Fünf Jahre nach dem ersten Lockdown rücken neue Daten eine Gruppe in den Blick, die bislang in Debatten kaum vorkam: Jugendliche in stationären Jugendhilfeeinrichtungen. Laut einer qualitativen Studie der Universität Münster waren sie während der Coronapandemie deutlich stärkeren Einschränkungen ausgesetzt als Gleichaltrige in Familien. Befragt wurden 40 junge Menschen aus Wohngruppen, betreutem Einzelwohnen und Pflegefamilien.
Die Studie zeigt, dass besonders im betreuten Einzelwohnen Isolation zur Regel wurde. Kontakte zur Herkunftsfamilie waren zeitweise untersagt, persönliche Treffen mit Gleichaltrigen oft unmöglich. Auch die digitale Ausstattung war vielerorts unzureichend: fehlende Endgeräte, schwaches Internet, kaum Unterstützung beim Lernen auf Distanz. Die Folgen: Rückzug, Verunsicherung, bei einigen auch Schulvermeidung oder Drogenkonsum.
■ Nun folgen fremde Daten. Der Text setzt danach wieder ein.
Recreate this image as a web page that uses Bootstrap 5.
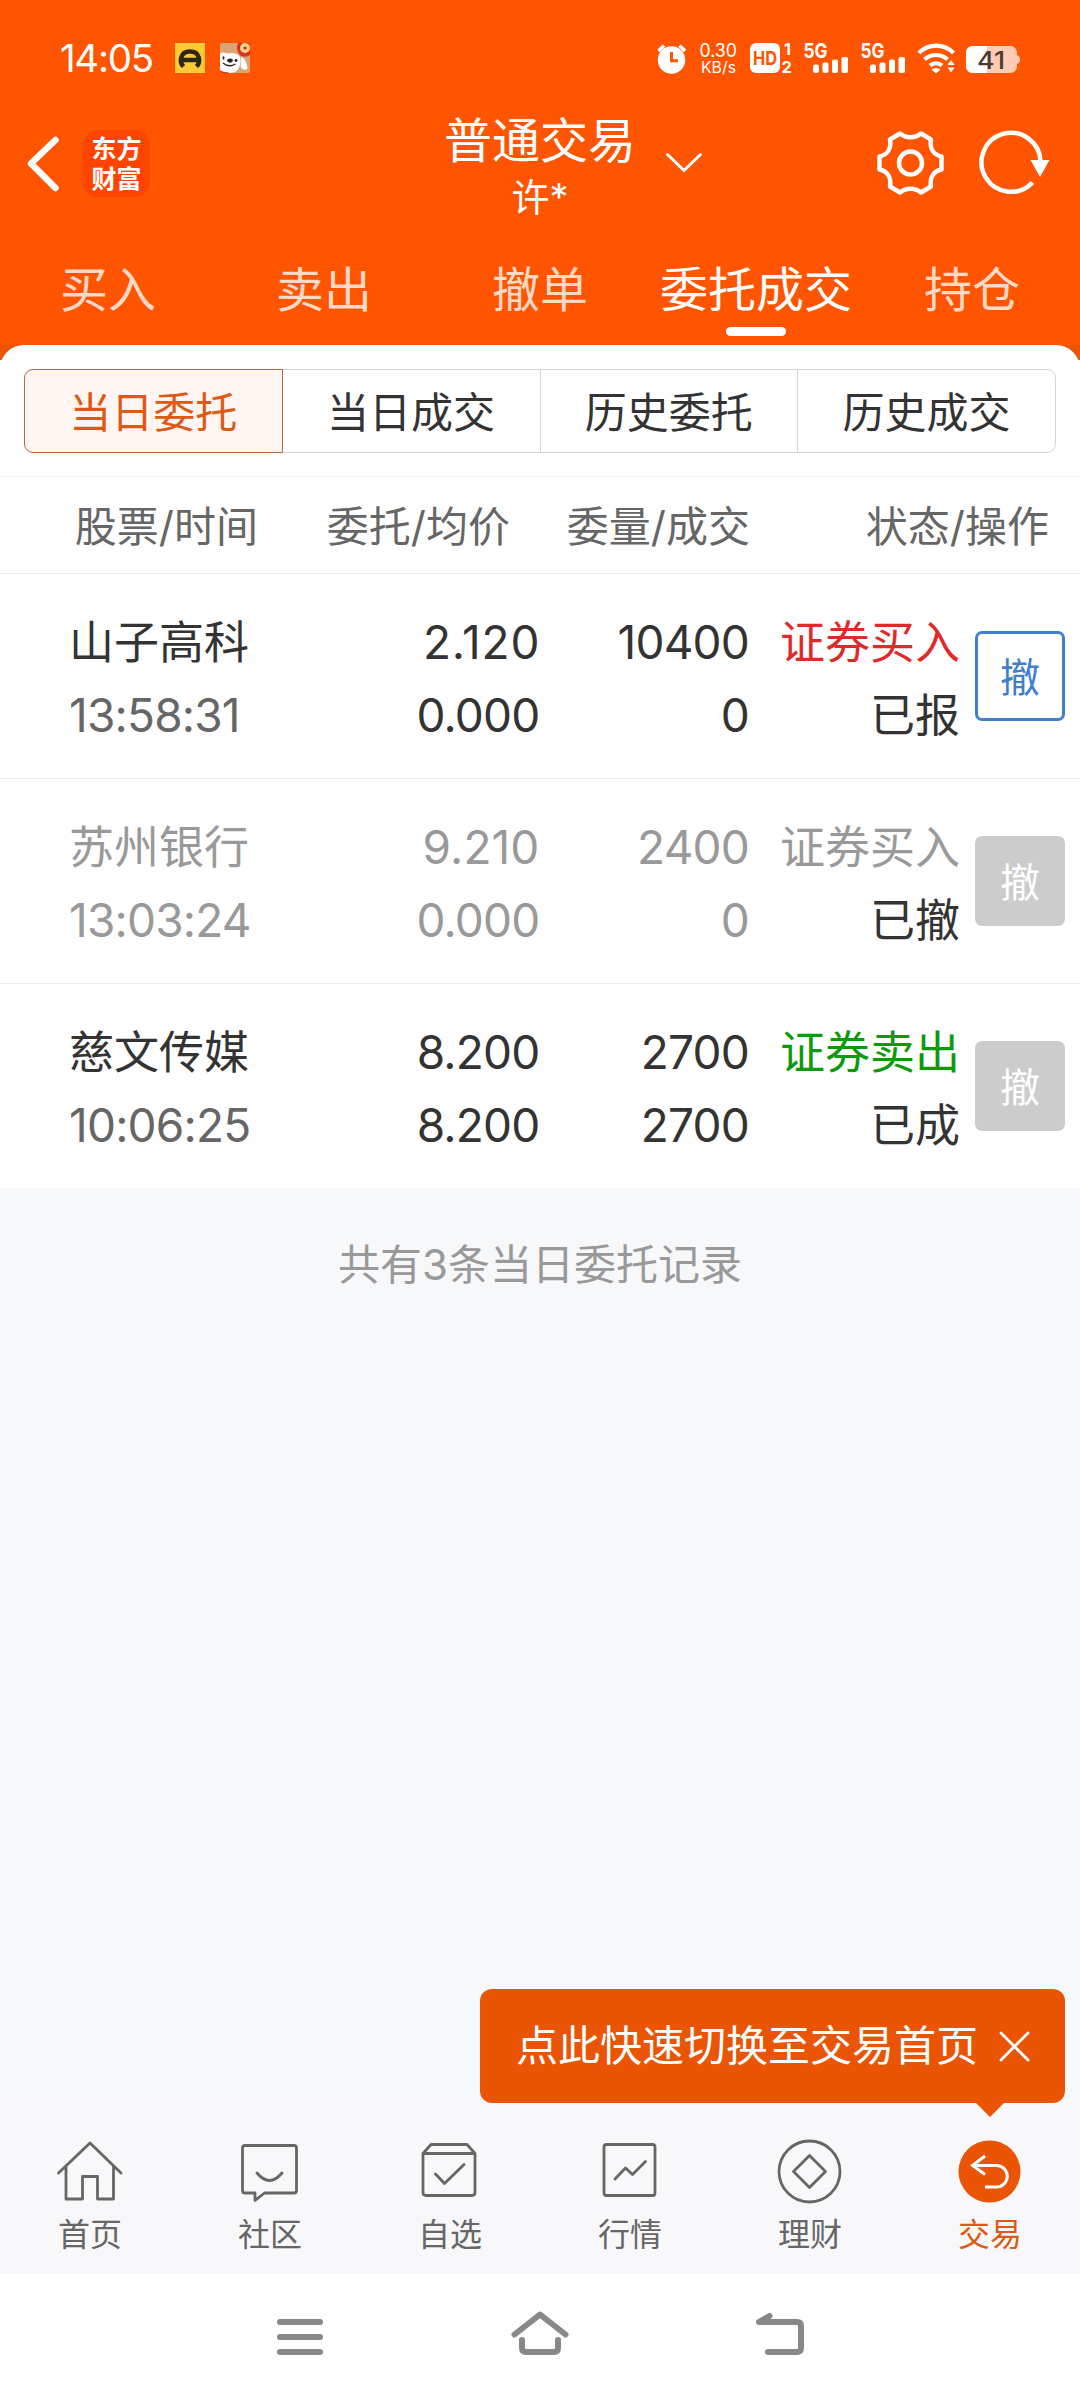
<!DOCTYPE html>
<html lang="zh-CN">
<head>
<meta charset="utf-8">
<meta name="viewport" content="width=device-width, initial-scale=1">
<title>普通交易</title>
<link href="https://cdn.jsdelivr.net/npm/bootstrap@5.3.0/dist/css/bootstrap.min.css" rel="stylesheet">
<style>
  body { font-family: Inter, "Noto Sans CJK SC", sans-serif; background: #f7f8fa; color: #333; width: 1080px; height: 2400px; overflow: hidden; line-height: 1; }
  svg { display: block; flex: none; overflow: visible; }
  .status-bar { height: 115px; padding-left: 60px; padding-top: 1px; }
  .clock { font-size: 38.5px; width: 115px; letter-spacing: -1.3px; padding-top: 1px; }
  .hero { background: #ff5500; height: 345px; color: #fff; }
  .title-bar { height: 97px; }
  .title-side { width: 405px; }
  .title-mid { width: 270px; padding-top: 16px; }
  .brand-logo { width: 67px; height: 67px; border-radius: 15px; background: #ff4400; font-weight: 700; font-size: 25px; line-height: 30px; }
  .title-main { font-size: 48px; line-height: 50px; }
  .title-sub { font-size: 38px; line-height: 62px; }
  .trade-tabs { height: 133px; }
  .trade-tabs .nav-link { padding: 0; font-size: 48px; color: rgba(255,255,255,.78); width: 216px; height: 133px; line-height: 156px; position: relative; border: 0; }
  .trade-tabs .nav-link.active { color: #fff; }
  .trade-tabs .nav-link.active::after { content: ""; position: absolute; left: 78px; bottom: 9px; width: 60px; height: 9px; border-radius: 4.5px; background: #fff; }
  .sheet-back { background: linear-gradient(#e95504 0 15px, #fff 15px); }
  .sheet { background: #fff; border-radius: 24px 24px 0 0; }
  .seg-wrap { padding: 24px 24px 0; height: 132px; border-bottom: 1px solid #f4f4f4; }
  .seg .btn { height: 84px; flex: 1; font-size: 42px; line-height: 85px; padding: 0; color: #333; border: 1px solid #d3d6d8; background: #fff; }
  .seg .btn:first-child { border-radius: 9px 0 0 9px; }
  .seg .btn:last-child { border-radius: 0 9px 9px 0; }
  .seg .btn.active { color: #dc5a14; border-color: #b8683a; background: #fff5f2; z-index: 1; }
  .cols-head { height: 97px; border-bottom: 1px solid #eee; font-size: 42px; color: #666; padding-top: 3px; }
  .order { height: 205px; border-bottom: 1px solid #eee; font-size: 45px; line-height: 73px; padding-right: 15px; }
  .order:last-child { border: 0; height: 204px; }
  .order > div { padding-top: 6px; }
  .c-name { width: 300px; padding-left: 69px; }
  .c-price { width: 239.500px; }
  .c-qty { width: 209.500px; }
  .c-state { width: 211px; }
  .num { font-size: 46px; letter-spacing: -.8px; }
  .num-loose { letter-spacing: .9px; margin-right: -1px; }
  .num-mid { letter-spacing: .1px; }
  .muted, .muted .time { color: #999; }
  .time { color: #666; }
  .buy { color: #e02a2a; }
  .sell { color: #0a9a0a; }
  .dark { color: #333; }
  .btn-undo { width: 90px; height: 90px; border-radius: 7px; font-size: 40px; padding: 0; line-height: 88px; margin-left: auto; }
  .btn-undo.live { border: 3px solid #3f80cc; color: #3f80cc; }
  .btn-undo.off { background: #ccc; color: #fff; border: 0; line-height: 94px; }
  .total { padding-top: 56px; font-size: 42px; line-height: 42px; color: #999; }
  .dock { height: 171px; background: #f8f8fa; color: #666; position: relative; }
  .dock a { width: 180px; color: inherit; text-decoration: none; font-size: 32px; padding-top: 35px; }
  .dock a span { line-height: 36px; margin-top: 9px; }
  .dock a.current { color: #dc5a14; }
  .tip { position: absolute; right: 15px; top: -114px; width: 585px; height: 114px; border-radius: 12px; background: #e95504; color: #fff; font-size: 42px; padding-left: 36px; }
  .tip::after { content: ""; position: absolute; left: 495px; top: 113px; border: 15px solid transparent; border-bottom: 0; border-top-color: #e95504; }
  .sysbar { height: 126px; background: #fff; }
</style>
</head>
<body class="d-flex flex-column">
<header class="hero">
  <div class="status-bar d-flex align-items-center">
    <div class="clock">14:05</div>
    <svg width="75" height="30" viewBox="175 43 75 30">
      <rect x="175" y="43" width="30" height="30" fill="#fdc935"/>
      <path d="M183.500 66.500C179 62 180 51.500 190 51.500S201 62 196.500 66.500M182 60h16" fill="none" stroke="#2b2712" stroke-width="4.500"/>
      <rect x="220" y="43" width="30" height="30" rx="2" fill="#d9a374"/>
      <path d="M220 53.500c3-2 6 0 9 0 5-.5 10 0 11 4 1 5 0 11-4 14-3 2-11 2-16-1z" fill="#fff"/>
      <path d="M241 57c4 0 6 7 6.500 12-3 2-6.500 0-7-3z" fill="#fff"/>
      <path d="M220 70.500q5 2.500 9 1.500l-1 1h-6q-2 0-2-2z" fill="#d8321e"/>
      <path d="M250 43v12q-4 3-9 1-6-5-3-13z" fill="#d8321e"/><circle cx="245" cy="48" r="5" fill="#ffd08a"/><circle cx="245" cy="48" r="1.500" fill="#b52a14"/>
      <path d="M223 63q6 5 12.500 1" fill="none" stroke="#222" stroke-width="1.300"/><ellipse cx="230" cy="60.500" rx="2.800" ry="2" fill="#222"/><ellipse cx="223.500" cy="58" rx="1" ry="1.800" fill="#222"/><circle cx="236" cy="60.500" r="1.400" fill="#222"/>
    </svg>
    <svg width="364" height="30" viewBox="657 43 364 30" style="margin-left:407px" fill="#fff" font-family="Inter">
      <circle cx="671.500" cy="60" r="13.700"/><path d="M658.500 51l5.500-5.500M685 51l-5.500-5.500" stroke="#fff" stroke-width="3.500"/>
      <path d="M671.500 52v8.800h6.500" fill="none" stroke="#ff5500" stroke-width="3"/>
      <text x="699.500" y="57" font-size="19" textLength="37.500" lengthAdjust="spacingAndGlyphs">0.30</text><text x="701" y="73" font-size="15.500" textLength="35" lengthAdjust="spacingAndGlyphs">KB/s</text>
      <rect x="750" y="43" width="30" height="30" rx="6"/><text x="753" y="65" font-size="19" font-weight="700" fill="#ff5500" textLength="24" lengthAdjust="spacingAndGlyphs">HD</text>
      <text x="784" y="55" font-size="16" font-weight="700">1</text><text x="781.500" y="72.500" font-size="16.500" font-weight="700">2</text>
      <g id="sig"><text x="803.500" y="57.500" font-size="20.500" font-weight="700" textLength="24" lengthAdjust="spacingAndGlyphs">5G</text><rect x="813" y="64.500" width="6" height="8.500" rx="2"/><rect x="822.500" y="62.500" width="6" height="10.500" rx="2"/><rect x="832" y="59.500" width="6" height="13.500" rx="2"/><rect x="841.500" y="57" width="6.500" height="16" rx="2"/></g>
      <use href="#sig" x="57"/>
      <g fill="none" stroke="#fff" stroke-width="4.200"><path d="M919 53a24 24 0 0 1 34.500 0M924.500 59.500a17 17 0 0 1 23 0M930 65.500a9.500 9.500 0 0 1 12 0"/></g>
      <path d="M931.500 69.500q4.500-3 9 0l-4.500 4zM947.500 65l3.500-5 3.500 5zM947.500 67.500l3.500 5 3.500-5z"/>
      <rect x="966" y="46" width="51" height="27" rx="6.500" fill="#ffccb3"/><path d="M987 46h-14.500a6.500 6.500 0 0 0-6.500 6.500v14a6.500 6.500 0 0 0 6.500 6.500h14.500z"/><path d="M1017 55q3 1 3 4.500t-3 4.500z" fill="#ffccb3"/>
      <text x="977" y="68.500" font-size="24.500" font-weight="500" fill="#4a3a33" textLength="28" lengthAdjust="spacingAndGlyphs">41</text>
    </svg>
  </div>
  <div class="title-bar d-flex align-items-center">
    <div class="title-side d-flex align-items-center">
      <svg width="83" height="67" viewBox="0 130 83 67"><path d="M55.500 140L31 163.500l24.500 24.500" fill="none" stroke="#fff" stroke-width="6.500" stroke-linecap="round" stroke-linejoin="round"/></svg>
      <div class="brand-logo text-center d-flex flex-column justify-content-center">东方<br>财富</div>
    </div>
    <div class="title-mid text-center"><div class="title-main">普通交易</div><div class="title-sub">许*</div></div>
    <svg width="405" height="97" viewBox="675 115 405 97" fill="none" stroke="#fff" stroke-width="4.500">
      <path d="M667.500 154.500L684 170.500l16.500-16" stroke-width="3" stroke-linecap="round"/>
      <path d="M900 133.500C906 138.500 915 138.500 921 133.500L931 139.500C929.500 148 933 154.500 941.500 156.500V169.500C933 171.500 929.500 178 931 186.500L921 192.500C915 187.500 906 187.500 900 192.500L890 186.500C891.500 178 888 171.500 879.500 169.500V156.500C888 154.500 891.500 148 890 139.500Z" stroke-linejoin="round"/>
      <circle cx="910.500" cy="163" r="11.500"/>
      <path d="M1032.500 182.500A29.500 29.500 0 1 1 1040.500 162"/><path d="M1030.500 160h19l-9.500 17z" fill="#fff" stroke="none"/>
    </svg>
  </div>
  <nav class="nav trade-tabs text-center">
    <a class="nav-link" href="#">买入</a><a class="nav-link" href="#">卖出</a><a class="nav-link" href="#">撤单</a><a class="nav-link active" href="#">委托成交</a><a class="nav-link" href="#">持仓</a>
  </nav>
</header>
<main class="flex-grow-1">
  <div class="sheet-back"><div class="sheet">
    <div class="seg-wrap"><div class="btn-group d-flex seg"><button class="btn active">当日委托</button><button class="btn">当日成交</button><button class="btn">历史委托</button><button class="btn">历史成交</button></div></div>
    <div class="cols-head d-flex align-items-center text-end"><div style="width:258px">股票/时间</div><div style="width:252px">委托/均价</div><div style="width:240px">委量/成交</div><div style="width:299px">状态/操作</div></div>
    <div class="orders">
      <div class="order d-flex align-items-center text-end">
        <div class="c-name text-start">山子高科<br><span class="time num">13:58:31</span></div><div class="c-price num"><span class="num-loose">2.120</span><br>0.000</div><div class="c-qty num">10400<br>0</div><div class="c-state"><span class="buy">证券买入</span><br>已报</div>
        <button class="btn btn-undo live">撤</button>
      </div>
      <div class="order muted d-flex align-items-center text-end">
        <div class="c-name text-start">苏州银行<br><span class="time num">13:03:24</span></div><div class="c-price num"><span class="num-mid">9.210</span><br>0.000</div><div class="c-qty num">2400<br>0</div><div class="c-state">证券买入<br><span class="dark">已撤</span></div>
        <button class="btn btn-undo off">撤</button>
      </div>
      <div class="order d-flex align-items-center text-end">
        <div class="c-name text-start">慈文传媒<br><span class="time num">10:06:25</span></div><div class="c-price num">8.200<br>8.200</div><div class="c-qty num">2700<br>2700</div><div class="c-state"><span class="sell">证券卖出</span><br>已成</div>
        <button class="btn btn-undo off">撤</button>
      </div>
    </div>
  </div></div>
  <div class="total text-center">共有3条当日委托记录</div>
</main>
<nav class="dock d-flex text-center">
  <div class="tip d-flex align-items-center"><span>点此快速切换至交易首页</span><svg class="ms-auto" width="66" height="30" viewBox="0 0 66 30"><path d="M2 2l27 27M29 2L2 29" stroke="#fff" stroke-width="2.800" stroke-linecap="round"/></svg></div>
  <a href="#" class="d-flex flex-column align-items-center"><svg width="70" height="70" viewBox="55 2138 70 70" fill="none" stroke="#666" stroke-width="2.800" stroke-linejoin="round" stroke-linecap="round"><path d="M58.500 2173L90 2143l31 30M66 2167v32h16.500v-22.500h15V2199h16v-32"/></svg><span>首页</span></a>
  <a href="#" class="d-flex flex-column align-items-center"><svg width="70" height="70" viewBox="235 2138 70 70" fill="none" stroke="#666" stroke-width="2.800" stroke-linejoin="round" stroke-linecap="round"><path d="M245 2145.500h49q2.500 0 2.500 2.500v42.500q0 2.500-2.500 2.500h-29.500l-9.500 7.500v-7.500h-10q-2.500 0-2.500-2.500V2148q0-2.500 2.500-2.500zM257 2173q12.500 15 25 0"/></svg><span>社区</span></a>
  <a href="#" class="d-flex flex-column align-items-center"><svg width="70" height="70" viewBox="415 2138 70 70" fill="none" stroke="#666" stroke-width="2.800" stroke-linejoin="round" stroke-linecap="round"><path d="M423 2153.500l8-9h36l8 9v39q0 3-3 3h-46q-3 0-3-3zM423 2153.500h52M435.500 2174l9 9.500 19.500-19"/></svg><span>自选</span></a>
  <a href="#" class="d-flex flex-column align-items-center"><svg width="70" height="70" viewBox="595 2138 70 70" fill="none" stroke="#666" stroke-width="2.800" stroke-linejoin="round" stroke-linecap="round"><rect x="604" y="2144.500" width="51" height="51" rx="2.500"/><path d="M615 2179l10.500-11 7 6.500 13-13"/></svg><span>行情</span></a>
  <a href="#" class="d-flex flex-column align-items-center"><svg width="70" height="70" viewBox="775 2138 70 70" fill="none" stroke="#666" stroke-width="2.800" stroke-linejoin="round"><circle cx="809.500" cy="2171.500" r="30.500"/><path d="M809.500 2155.500l16 16-16 16-16-16z"/></svg><span>理财</span></a>
  <a href="#" class="current d-flex flex-column align-items-center"><svg width="70" height="70" viewBox="955 2138 70 70" fill="none" stroke="#fff" stroke-width="3"><circle cx="989.500" cy="2171.500" r="31" fill="#e95504" stroke="none"/><path d="M985 2156l-12.500 9.500 12.500 9M973 2165.500h23.500a10.700 10.700 0 0 1 0 21.500H985"/></svg><span>交易</span></a>
</nav>
<footer class="sysbar">
  <svg width="1080" height="126" viewBox="0 2274 1080 126" fill="none" stroke="#888" stroke-width="6" stroke-linecap="round" stroke-linejoin="round"><path d="M280 2322h40M280 2337h40M280 2352h40M514.500 2334.500l25.500-20 25.500 20M522 2340v8q0 4 4 4h28q4 0 4-4v-8M769.500 2316l-10.500 6h38q4 0 4 4v22q0 4-4 4h-29"/></svg>
</footer>
<script src="https://cdn.jsdelivr.net/npm/bootstrap@5.3.0/dist/js/bootstrap.bundle.min.js"></script>
</body>
</html>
Und dennoch berichten viele der Jugendlichen von einem hohen Maß an Anpassung und Eigeninitiative. Eine junge Frau beschreibt, wie sie mit ihrer Mitbewohnerin den Alltag per Video gemeinsam gestaltete – von Schulaufgaben bis zu stundenlangen Gesprächen. Gerade diese informellen Beziehungen unter Gleichaltrigen waren oft stabilisierender als die professionelle Betreuung.
Die Studie ist Teil des vom BMBF geförderten Projekts „JuPa“ zur sozialen Teilhabe in Pandemiezeiten. Aufbauend auf den Ergebnissen werden Workshops mit Jugendlichen durchgeführt, um Handlungsoptionen für künftige Krisen zu entwickeln. Ergänzend dazu analysiert ein Team der TU Dortmund die Perspektive der Fachkräfte. Ziel ist ein gemeinsames Lagebild, das auch strukturelle Schwächen benennt.
Es mag nicht verwundern, dass Jugendliche in stationären Einrichtungen gesellschaftlich kaum wahrgenommen werden. Schon Kinder und Jugendliche in Familien finden politisch kaum Gehör – bestenfalls kurz vor Wahlen. Unser politisches System ist de facto gerontokratisch. Es richtet sich an die Wahlberechtigten, nicht an Minderjährige. Was unter 18 ist, gilt oft nicht als Stimme, sondern als Aufwand. Und wenn junge Menschen doch einmal sichtbar werden, dann meist als Problem – nicht als Teil der Öffentlichkeit.